In this section we describe the evaluation metrics used in our approach.

  • Pearson correlation (PC):

    It measures the correlation between two variables. Pearson correlation is calculated between predicted values and gold values. Pearson correlation coefficient is calculated as

    $$\begin{aligned} PC = \frac{\sum _{i=1}^{n}(x_{i}-\bar{x})(y_{i}-\bar{y})}{\sqrt{\sum _{i=1}^{n}(x_i-\bar{x})^2}\sqrt{\sum _{i=1}^{n}(y_i-\bar{y})^2}} \end{aligned}$$
    (6)

    In our problem, n is the number of test tweets, \(x_i\) is predicted emotion intensity value for \(i^{th}\) test tweet, \(y_i\) is ground truth value, \(\bar{x}\) is mean of x, and \(\bar{y}\) is mean of y.

  • Spearman rank correlation (SC):

    It measures the relationship between two rankings. Let X denote the set of actual intensity values and Y denote the set of predicted intensity values. Let X and Y are converted to ranks rgX and rgY respectively. Spearman rank correlation coefficient is calculated as

    $$\begin{aligned} SC = \frac{cov(rg_X,rg_Y)}{\sigma _{rg_X}\sigma _{rg_Y}} \end{aligned}$$
    (7)

    where \(cov(rg_X,rg_Y)\) is the co-variance of rank variables, \(\sigma _{rg_X}\), \(\sigma _{rg_Y}\) are the standard deviations of the rank variables.

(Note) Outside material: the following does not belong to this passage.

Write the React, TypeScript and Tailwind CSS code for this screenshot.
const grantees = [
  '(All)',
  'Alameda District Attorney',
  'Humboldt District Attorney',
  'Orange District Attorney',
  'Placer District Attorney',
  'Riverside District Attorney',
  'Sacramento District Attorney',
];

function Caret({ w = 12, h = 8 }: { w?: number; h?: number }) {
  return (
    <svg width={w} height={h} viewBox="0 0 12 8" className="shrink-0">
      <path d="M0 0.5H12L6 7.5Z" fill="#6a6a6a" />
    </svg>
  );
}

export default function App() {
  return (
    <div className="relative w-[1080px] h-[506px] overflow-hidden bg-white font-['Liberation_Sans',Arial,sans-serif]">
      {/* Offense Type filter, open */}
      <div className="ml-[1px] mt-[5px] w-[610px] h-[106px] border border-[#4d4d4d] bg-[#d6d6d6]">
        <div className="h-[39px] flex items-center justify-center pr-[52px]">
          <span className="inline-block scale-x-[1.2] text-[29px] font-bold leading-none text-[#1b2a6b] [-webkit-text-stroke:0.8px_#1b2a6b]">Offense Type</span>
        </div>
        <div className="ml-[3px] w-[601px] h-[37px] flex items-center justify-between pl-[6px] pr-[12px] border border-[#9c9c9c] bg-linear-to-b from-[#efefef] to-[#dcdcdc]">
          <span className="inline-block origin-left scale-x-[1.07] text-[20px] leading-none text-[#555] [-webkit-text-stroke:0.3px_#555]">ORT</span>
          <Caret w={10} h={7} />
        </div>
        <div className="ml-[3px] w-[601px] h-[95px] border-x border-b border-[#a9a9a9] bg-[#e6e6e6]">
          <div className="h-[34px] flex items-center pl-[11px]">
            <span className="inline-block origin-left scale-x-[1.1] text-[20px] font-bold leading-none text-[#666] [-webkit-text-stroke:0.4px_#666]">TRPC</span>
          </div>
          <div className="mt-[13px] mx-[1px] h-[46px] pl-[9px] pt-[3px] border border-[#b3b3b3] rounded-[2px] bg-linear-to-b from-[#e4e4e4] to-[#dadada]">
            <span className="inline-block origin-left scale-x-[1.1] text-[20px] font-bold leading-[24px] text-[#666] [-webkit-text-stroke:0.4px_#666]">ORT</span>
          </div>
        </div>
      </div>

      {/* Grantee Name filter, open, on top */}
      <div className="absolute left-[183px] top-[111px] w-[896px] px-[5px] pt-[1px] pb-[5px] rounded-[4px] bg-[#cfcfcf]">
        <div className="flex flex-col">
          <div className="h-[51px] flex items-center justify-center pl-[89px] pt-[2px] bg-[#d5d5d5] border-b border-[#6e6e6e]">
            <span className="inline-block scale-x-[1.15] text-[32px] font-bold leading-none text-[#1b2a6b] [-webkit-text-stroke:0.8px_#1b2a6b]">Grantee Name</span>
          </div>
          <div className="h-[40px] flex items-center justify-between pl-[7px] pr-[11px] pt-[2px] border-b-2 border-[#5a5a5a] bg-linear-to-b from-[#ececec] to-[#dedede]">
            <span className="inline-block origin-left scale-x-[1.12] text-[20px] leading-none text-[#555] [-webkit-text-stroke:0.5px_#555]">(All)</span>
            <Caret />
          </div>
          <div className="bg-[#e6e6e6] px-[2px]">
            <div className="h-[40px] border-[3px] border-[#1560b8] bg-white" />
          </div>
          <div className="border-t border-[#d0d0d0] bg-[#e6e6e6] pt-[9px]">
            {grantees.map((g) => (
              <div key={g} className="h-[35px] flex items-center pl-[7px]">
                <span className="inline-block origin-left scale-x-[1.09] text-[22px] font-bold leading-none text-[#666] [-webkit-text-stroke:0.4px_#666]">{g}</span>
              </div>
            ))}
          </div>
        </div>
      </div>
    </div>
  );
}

Sometimes, the tweets which are having high emotion content are relevant. So, it is useful to identify the high emotion related content. To test this kind of tweets, we use two additional metrics, Pearson 0.5 to 1.0 (PCH) and Spearman 0.5 to 1.0 (SCH). Pearson 0.5 to 1.0 is calculated by considering the instances only with ground truth emotion intensities which are greater than or equal to 0.5, and the rest are ignored. Similarly, Spearman 0.5 to 1.0 is calculated.

5.3 Results and Discussions

The first method used in the ensemble is CNN. Glove Twitter word embeddings are used with dimensions, 25, 50, 100, and 200 [23]. We have used 100 as maximum sentence length, window size 3, 250 filters, hidden layer with 200 neurons, dropout 0.2 as regularization parameter in our setting. The results of CNN with 25D, 50D, 100D, and 200D word embeddings are reported in Tables 3, 4, 5, and 6 respectively. We observe that the increase in dimensions results in increase in performance. For example, CNN with 50D performance is better than CNN with 25D. Similarly, CNN with 100D is performing better than CNN with 50D, and the performance of CNN with 200D is greater than CNN with 100D. Therefore, CNN with 200D is used in our method.

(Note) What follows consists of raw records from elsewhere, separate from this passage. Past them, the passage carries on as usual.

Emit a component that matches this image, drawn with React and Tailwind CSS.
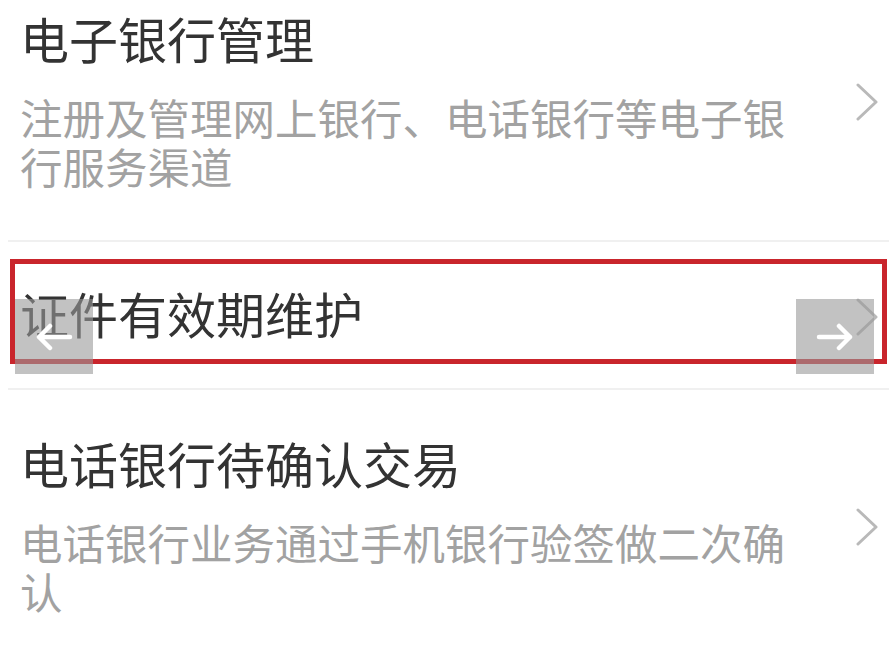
import React from 'react';

const items = [
  {
    title: '电子银行管理',
    desc: '注册及管理网上银行、电话银行等电子银行服务渠道',
    pt: 'pt-[14px]',
  },
  {
    title: '证件有效期维护',
    desc: null,
    pt: 'pt-[47px]',
    highlight: true,
  },
  {
    title: '电话银行待确认交易',
    desc: '电话银行业务通过手机银行验签做二次确认',
    pt: 'pt-[49px]',
  },
];

function Chevron() {
  return (
    <svg width="24" height="38" viewBox="0 0 24 38" className="shrink-0">
      <polyline points="3,2 21,19 3,36" fill="none" stroke="#b9b9b9" strokeWidth="3" strokeLinecap="round" strokeLinejoin="round" />
    </svg>
  );
}

function ArrowBox({ dir }) {
  return (
    <div className="w-[78px] h-[75px] bg-[#9a9a9a]/60 flex items-center justify-center">
      <svg width="38" height="28" viewBox="0 0 38 28">
        {dir === 'left' ? (
          <path d="M35 14H4M15 3L4 14l11 11" fill="none" stroke="#fff" strokeWidth="4.5" strokeLinecap="round" strokeLinejoin="round" />
        ) : (
          <path d="M3 14h31M23 3l11 11-11 11" fill="none" stroke="#fff" strokeWidth="4.5" strokeLinecap="round" strokeLinejoin="round" />
        )}
      </svg>
    </div>
  );
}

export default function App() {
  return (
    <div className="w-[889px] h-[653px] overflow-hidden bg-white relative" style={{ fontFamily: '"Noto Sans CJK SC", "Noto Sans", sans-serif' }}>
      {items.map((item, i) => (
        <div key={i}>
          {i > 0 && <div className="h-[2px] bg-[#f0f0f0] ml-[8px]" />}
          <div className={`relative ${item.pt} ${item.desc ? 'pb-[50px]' : 'pb-[51px]'} pl-[20px]`}>
            {item.desc ? (
              <>
                <div className="text-[49px] leading-[48px] text-[#333333]">{item.title}</div>
                <div className="flex items-start mt-[30px]">
                  <div className="w-[780px] text-[42.5px] leading-[49px] text-[#a2a2a2]">{item.desc}</div>
                  <div className="ml-[55px] -mt-[9px]">
                    <Chevron />
                  </div>
                </div>
              </>
            ) : (
              <div className="flex items-center">
                <div className="w-[835px] text-[49px] leading-[48px] text-[#333333]">{item.title}</div>
                <div className="mt-[8px]">
                  <Chevron />
                </div>
              </div>
            )}

            {item.highlight && (
              <>
                <div className="absolute left-[10px] right-[2px] top-[17px] h-[105px] border-[5px] border-[#c9252c]" />
                <div className="absolute left-[15px] top-[57px]">
                  <ArrowBox dir="left" />
                </div>
                <div className="absolute left-[796px] top-[57px]">
                  <ArrowBox dir="right" />
                </div>
              </>
            )}
          </div>
        </div>
      ))}
    </div>
  );
}
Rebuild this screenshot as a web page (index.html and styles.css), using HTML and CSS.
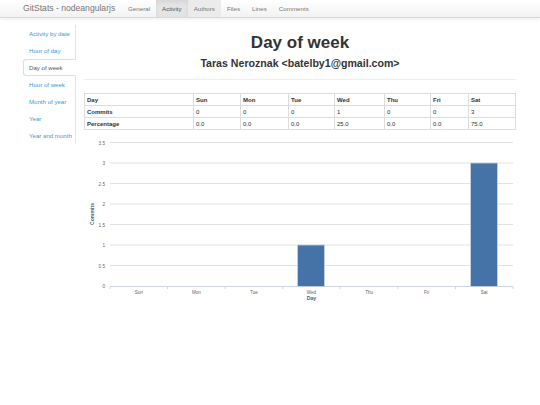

Table 3. CNN with Glove 25D.
Table 4. CNN with Glove 50D.
Table 5. CNN with Glove 100D.
Table 6. CNN with Glove 200D.
Table 7. XGBoost.
Table 8. SVR.
Table 9. Ensemble (proposed method).
Table 10. Comparison of our proposed method with other approaches.
Fig. 1.
figure 1

Category-wise comparison of four emotion categories

The second method used in the ensemble is XGBoost. The parameters in this method are learning rate = 0.1, number of estimators = 100, booster is gradient boosting tree, and maximum depth is 3. The results of four emotion categories are reported in Table 7. The Pearson coefficient and Spearman coefficient values are higher than CNN with 25D but lesser than the CNN with other dimensional word embeddings (50D, 100D, 200D). The final method used in the ensemble is SVR (Table 8). The parameters used in this model are linear kernel, C = 0.001 (penalty term). Radial Basis Function (RBF) and polynomial kernels are also tested. However, linear kernel is performing better. The evaluation metric values are better than XGBoost and CNN with 25D and 50D. An ensemble is created by averaging the predictions of three methods described in Sect. 4 and results are reported in Table 9. It can be observed that the Pearson coefficient for both 0 to 1 and 0.5 to 1.0, the ensemble values are higher than all other methods. Similarly, the Spearman coefficient for both 0 to 1 and 0.5 to 1.0, the ensemble method values are higher.

Comparison with SVR [16], IMS [11] and combination of methods in the ensemble is presented in Table 10. We observe that our ensemble method significantly outperforms the baselines and other combinations. This shows efficacy our proposed method. Category-wise comparison of our approach with other methods for four emotion categories, anger, fear, joy, and sadness is presented in Fig. 1a, b, c, and d respectively. For anger, fear, and joy categories, our method performs better than other methods. This is due to the presence of diverse features in individual methods of the ensemble. For sadness category, our proposed method values are higher for PC and SC whereas CNN+SVR combination method values are slightly higher for PCH and SCH.

6 Conclusion

In this paper, we presented an ensemble approach to predict the emotion intensity in tweets. The three methods are Convolution Neural Networks (CNN), XGBoost, and Support Vector Regression (SVR). Glove Twitter word embeddings are used with different dimensions for training the CNN model. The presence of diverse features in each of these three methods make the ensemble more stronger in predicting the better emotion intensities. Experimental results show that our method significantly outperforms other methods. For future work, we would like to identify new features and new methods to include in the ensemble.